Dans les rues kinoises, strings trop voyants et ventres à l’air posent également des problèmes tout comme certains clips vidéos. Mais la danse, elle, fait toujours partie du folklore congolais. Selon quels critères peut-on dire qu’une image est choquante ou pas? Pour Tshivis Tshivuadi, secrétaire général de l’association Journaliste en danger (JED) “les notions de pudeur et de mœurs sont très relatives et difficilement justiciables. La Commission agit de manière arbitraire. Quand on regarde bien, la plupart des clips qui sont visibles à la télévision comportent des images qui peuvent aussi déranger”. La définition de la décence diffère aussi d’une région à une autre. “Les images qui passent bien à Kinshasa, ville très branchée sur l’Europe, ne sont pas du tout acceptées par exemple à Lubumbashi où l’éducation est plus pudique. En fait, les artistes congolais veulent faire des clips selon les conceptions occidentales pour les faire diffuser, pas seulement en RDC mais aussi à l’étranger. Or il y a parfois incompatibilité entre culture africaine et culture occidentale”, commente Albert Mbuye, directeur des programmes à Digitalcongo TV.

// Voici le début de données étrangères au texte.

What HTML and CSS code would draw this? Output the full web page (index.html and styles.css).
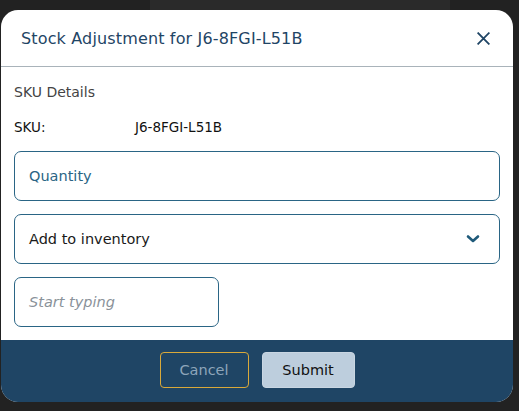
FILE: index.html
```html
<!DOCTYPE html>
<html>
<head>
<meta charset="utf-8">
<link rel="stylesheet" href="styles.css">
</head>
<body>
<div class="backdrop">
  <div class="bg-band"></div>
  <div class="modal">
    <div class="modal-header">
      <h1 class="modal-title">Stock Adjustment for J6-8FGI-L51B</h1>
      <button class="close-btn" aria-label="Close">
        <svg width="13" height="13" viewBox="0 0 13 13"><path d="M1.2 1.2 L11.8 11.8 M11.8 1.2 L1.2 11.8" stroke="#1f4565" stroke-width="1.8" stroke-linecap="square" fill="none"/></svg>
      </button>
    </div>
    <div class="modal-body">
      <div class="section-label">SKU Details</div>
      <div class="sku-row">
        <span class="sku-key">SKU:</span>
        <span class="sku-val">J6-8FGI-L51B</span>
      </div>
      <div class="field field-full"><span class="ph-quantity">Quantity</span></div>
      <div class="field field-full field-select">
        <span class="select-val">Add to inventory</span>
        <svg width="14" height="10" viewBox="0 0 14 10"><path d="M2 2.5 L7 7 L12 2.5" stroke="#1f5a7a" stroke-width="2.6" fill="none" stroke-linecap="round" stroke-linejoin="round"/></svg>
      </div>
      <div class="field field-short"><span class="ph-typing">Start typing</span></div>
    </div>
    <div class="modal-footer">
      <button class="btn btn-cancel">Cancel</button>
      <button class="btn btn-submit">Submit</button>
    </div>
  </div>
</div>
</body>
</html>
```
FILE: styles.css
```css
* { box-sizing: border-box; }
html, body { margin: 0; padding: 0; }
body {
  background: #1f1f1f;
  font-family: "DejaVu Sans", sans-serif;
  width: 519px;
  height: 411px;
  overflow: hidden;
}
.backdrop {
  position: relative;
  width: 519px;
  height: 411px;
  background: #222222;
}
.bg-band {
  position: absolute;
  left: 150px;
  top: 0;
  width: 300px;
  height: 10px;
  background: #2a2a2a;
}
.modal {
  position: absolute;
  left: 1px;
  top: 10px;
  width: 512px;
  height: 392px;
  background: #ffffff;
  border-radius: 17px;
  overflow: hidden;
  display: flex;
  flex-direction: column;
}
.modal-header {
  height: 57px;
  flex: none;
  display: flex;
  align-items: center;
  justify-content: space-between;
  padding: 0 23px 0 20px;
  border-bottom: 1px solid #a9b3ba;
}
.modal-title {
  margin: 0;
  font-size: 16px;
  font-weight: 500;
  color: #1f4565;
  letter-spacing: 0.15px;
}
.close-btn {
  border: 0;
  background: none;
  padding: 0;
  width: 13px;
  height: 13px;
  display: flex;
}
.modal-body {
  flex: 1;
  padding: 16px 13px 0 13px;
  display: flex;
  flex-direction: column;
}
.section-label {
  font-size: 14px;
  color: #444;
  line-height: 18px;
}
.sku-row {
  display: flex;
  margin-top: 17px;
  font-size: 13.5px;
  line-height: 18px;
  color: #111;
  font-weight: 500;
}
.sku-key { width: 121px; }
.field {
  height: 50px;
  border: 1px solid #2a6585;
  border-radius: 7px;
  display: flex;
  align-items: center;
  padding: 0 14px;
  font-size: 14.5px;
  flex: none;
}
.field-full { width: 486px; margin-top: 15px; }
.field-full + .field-full { margin-top: 13px; }
.field-select { justify-content: space-between; padding-right: 19px; }
.field-short { width: 205px; margin-top: 13px; }
.ph-quantity { color: #2a6585; }
.select-val { color: #1a1a1a; }
.ph-typing { color: #8a929a; font-style: italic; }
.modal-footer {
  height: 62px;
  flex: none;
  background: #1f4565;
  display: flex;
  justify-content: center;
  align-items: flex-start;
  gap: 13px;
  padding-top: 12px;
}
.btn {
  height: 36px;
  border-radius: 4px;
  font-family: "DejaVu Sans", sans-serif;
  font-size: 14.5px;
  cursor: pointer;
}
.btn-cancel {
  width: 89px;
  background: transparent;
  border: 1px solid #d9a93a;
  color: #8ea5ba;
}
.btn-submit {
  width: 93px;
  background: #bdcedd;
  border: 1px solid #c9d6e2;
  color: #111;
  font-weight: 500;
}
```
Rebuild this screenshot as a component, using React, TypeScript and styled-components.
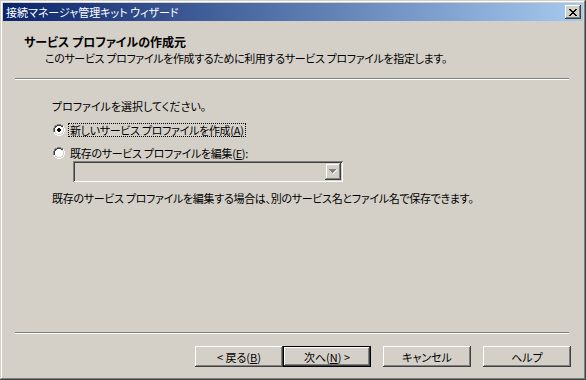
import React from 'react';
import styled, { createGlobalStyle } from 'styled-components';

const face = '#d4d0c8';

const GlobalStyle = createGlobalStyle`
  html, body {
    margin: 0;
    padding: 0;
    background: ${face};
  }
  body {
    font-family: "Noto Sans CJK JP", "Noto Sans", sans-serif;
    font-size: 11px;
    font-feature-settings: "palt";
    color: #000;
  }
`;

const Window = styled.div`
  width: 586px;
  height: 380px;
  box-sizing: border-box;
  padding: 3px;
  background: ${face};
  display: flex;
  flex-direction: column;
  box-shadow: inset -1px -1px #404040, inset 1px 1px ${face},
    inset -2px -2px #808080, inset 2px 2px #ffffff;
`;

const TitleBar = styled.div`
  height: 18px;
  flex: none;
  display: flex;
  align-items: center;
  justify-content: space-between;
  padding: 0 2px 0 3px;
  background: linear-gradient(to right, #0a246a, #a6caf0);
  color: #fff;
  font-size: 11px;
  line-height: 18px;
`;

const TitleText = styled.span`
  white-space: nowrap;
`;

const CloseBox = styled.div`
  width: 16px;
  height: 14px;
  box-sizing: border-box;
  background: ${face};
  display: flex;
  align-items: center;
  justify-content: center;
  box-shadow: inset -1px -1px #404040, inset 1px 1px #ffffff,
    inset -2px -2px #808080, inset 2px 2px ${face};
`;

const Header = styled.div`
  height: 57px;
  flex: none;
  box-sizing: border-box;
  padding: 12px 0 0 21px;
`;

const HeaderTitle = styled.div`
  font-weight: bold;
  font-size: 12px;
  line-height: 17px;
`;

const HeaderSub = styled.div`
  padding-left: 21px;
  line-height: 16px;
  letter-spacing: -0.35px;
  white-space: nowrap;
`;

const Rule = styled.div`
  flex: none;
  height: 0;
  margin: 0 14px 0 12px;
  border-top: 1px solid #808080;
  border-bottom: 1px solid #ffffff;
`;

const Body = styled.div`
  flex: 1;
  box-sizing: border-box;
  padding: 19px 0 0 49px;
  display: flex;
  flex-direction: column;
`;

const Line = styled.div`
  line-height: 14px;
  white-space: nowrap;
`;

const RadioRow = styled.label<{ $top: number }>`
  display: flex;
  align-items: center;
  gap: 4px;
  margin-top: ${({ $top }) => $top}px;
  padding-left: 1px;
  height: 14px;
  white-space: nowrap;
`;

const RadioLabel = styled.span<{ $focus?: boolean }>`
  line-height: 12px;
  padding: 0 1px;
  letter-spacing: -0.3px;
  outline: ${({ $focus }) => ($focus ? '1px dotted #000' : 'none')};
`;

const Key = styled.span`
  text-decoration: underline;
`;

const Combo = styled.div`
  margin: 1px 0 0 21px;
  width: 270px;
  height: 21px;
  box-sizing: border-box;
  padding: 2px;
  display: flex;
  justify-content: flex-end;
  background: ${face};
  box-shadow: inset 1px 1px #808080, inset -1px -1px #ffffff,
    inset 2px 2px #404040, inset -2px -2px ${face};
`;

const ComboButton = styled.div`
  width: 16px;
  height: 17px;
  box-sizing: border-box;
  display: flex;
  align-items: center;
  justify-content: center;
  background: ${face};
  box-shadow: inset -1px -1px #404040, inset 1px 1px ${face},
    inset -2px -2px #808080, inset 2px 2px #ffffff;
`;

const Note = styled(Line)`
  margin-top: 9px;
  letter-spacing: -0.3px;
`;

const Footer = styled.div`
  height: 43px;
  flex: none;
  box-sizing: border-box;
  padding: 12px 12px 0 0;
  display: flex;
  justify-content: flex-end;
  gap: 12px;
`;

const Pair = styled.div`
  display: flex;
`;

const Button = styled.div<{ $default?: boolean }>`
  width: 88px;
  height: 21px;
  box-sizing: border-box;
  display: flex;
  align-items: center;
  justify-content: center;
  background: ${face};
  white-space: nowrap;
  border: ${({ $default }) => ($default ? '1px solid #000' : 'none')};
  box-shadow: inset -1px -1px #404040, inset 1px 1px #ffffff,
    inset -2px -2px #808080, inset 2px 2px ${face};
`;

const RadioIcon = ({ checked }: { checked?: boolean }) => (
  <svg width="12" height="12" viewBox="0 0 12 12" shapeRendering="crispEdges">
    <path d="M4 0h4v1H4zM2 1h2v1H2zM8 1h2v1H8zM1 2h1v2H1zM0 4h1v4H0z" fill="#808080" />
    <path d="M4 1h4v1H4zM2 2h2v1H2zM8 2h2v1H8zM1 4h1v4H1zM2 3h1v1H2zM9 3h1v1H9z" fill="#404040" />
    <path d="M1 8h1v2H1zM2 10h2v1H2zM4 11h4v1H4zM8 10h2v1H8zM10 8h1v2h-1zM11 4h1v4h-1zM10 2h1v2h-1z" fill="#ffffff" />
    <path d="M2 8h1v1H2zM3 9h1v1H3zM4 10h4v1H4zM8 9h1v1H8zM9 8h1v1H9zM10 4h1v4h-1zM9 3h1v1H9z" fill={face} />
    <path d="M4 2h4v1h1v1h1v4H9v1H8v1H4V9H3V8H2V4h1V3h1z" fill="#ffffff" />
    {checked && <path d="M5 4h2v1h1v2H7v1H5V7H4V5h1z" fill="#000" />}
  </svg>
);

const App: React.FC = () => {
  return (
    <>
      <GlobalStyle />
      <Window>
        <TitleBar>
          <TitleText>接続マネージャ管理キット ウィザード</TitleText>
          <CloseBox>
            <svg width="8" height="7" viewBox="0 0 8 7" shapeRendering="crispEdges">
              <path
                d="M0 0h2v1h1v1h2V1h1V0h2v1H7v1H6v1H5v1h1v1h1v1h1v1H6V6H5V5H3v1H2v1H0V6h1V5h1V4h1V3H2V2H1V1H0z"
                fill="#000"
              />
            </svg>
          </CloseBox>
        </TitleBar>
        <Header>
          <HeaderTitle>サービス プロファイルの作成元</HeaderTitle>
          <HeaderSub>このサービス プロファイルを作成するために利用するサービス プロファイルを指定します。</HeaderSub>
        </Header>
        <Rule />
        <Body>
          <Line>プロファイルを選択してください。</Line>
          <RadioRow $top={10}>
            <RadioIcon checked />
            <RadioLabel $focus>
              新しいサービス プロファイルを作成(<Key>A</Key>)
            </RadioLabel>
          </RadioRow>
          <RadioRow $top={9}>
            <RadioIcon />
            <RadioLabel>
              既存のサービス プロファイルを編集(<Key>E</Key>):
            </RadioLabel>
          </RadioRow>
          <Combo>
            <ComboButton>
              <svg width="8" height="5" viewBox="0 0 8 5" shapeRendering="crispEdges">
                <path d="M1 1h7v1H7v1H6v1H5v1H4V4h1V3h1V2h1V1z" fill="#ffffff" />
                <path d="M0 0h7v1H6v1H5v1H4v1H3V3H2V2H1V1H0z" fill="#808080" />
              </svg>
            </ComboButton>
          </Combo>
          <Note>既存のサービス プロファイルを編集する場合は、別のサービス名とファイル名で保存できます。</Note>
        </Body>
        <Rule />
        <Footer>
          <Pair>
            <Button>
              &lt; 戻る(<Key>B</Key>)
            </Button>
            <Button $default>
              次へ(<Key>N</Key>) &gt;
            </Button>
          </Pair>
          <Button>キャンセル</Button>
          <Button>ヘルプ</Button>
        </Footer>
      </Window>
    </>
  );
};

export default App;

En février 2000, l’association JED avait protesté contre l’interpellation de Lumbana Kapasa, directeur des programmes de la chaîne privée RTKM, par l’entremise de la CNCCS. Il était reproché à RTKM d’avoir diffusé un clip de Koffi Olomidé qui “violait les bonnes mœurs” du fait que “les danseuses s’exhibaient en petite culotte sur scène”. Réponse de JED : “étant donné que le clip de Koffi Olomidé se vend sur la place publique de Kinshasa, il n’appartient pas à un média privé de jouer au censeur pour satisfaire le puritanisme de certains”. En juin 2004, c’est au tour du directeur des programmes de Canal Tropical TV, M. Pindi Passi, d’être placé en détention pendant plusieurs heures pour “diffusion de clips étrangers et de musique rap”. La Commission avait demandé la fin du “libertinage” et la suspension des “clips étrangers et du rap international et congolais” afin de “restaurer les valeurs morales dans la société d’aujourd’hui ».
Petits arrangements ?
Selon le procureur Manzala Ma-Ngo, la population accepterait très bien ces mesures et reprocherait même à la Commission de ne pas être assez répressive. La CNCCS, rattachée au ministère de la Justice, comprend 5 membres permanents, des représentants des ministères, de la presse et de l’information, de la culture et des arts, de la jeunesse et de l’éducation nationale, mais aussi des représentants de la société civile : confessions religieuses (catholique, protestante, musulmane et kimbanguiste) et ONG, comme l’association nationale des parents d’élèves du Congo et l’association des enfants défavorisés. “En fait, on ne l’entend pas beaucoup, elle s’en prend surtout aux musiciens”, ses principaux détracteurs avec leurs fans, dit Tshivis Tshivuadi. Certaines personnes parlent de chantage entre magistrats et artistes pour que ces derniers obtiennent une autorisation de diffusion. Il ne s’agit pas que de rumeurs. “Lors de la présentation des vœux, le procureur général de la République n’a-t-il pas dénoncé ces pratiques devant l’ensemble de la magistrature ?”, rappel le secrétaire général de Journaliste en danger. Certains artistes essaieraient même de s’arranger pour que l’œuvre de leur concurrent n’obtienne pas d’avis favorable. En RDC, la musique est tellement importante que même la justice s’en mêle.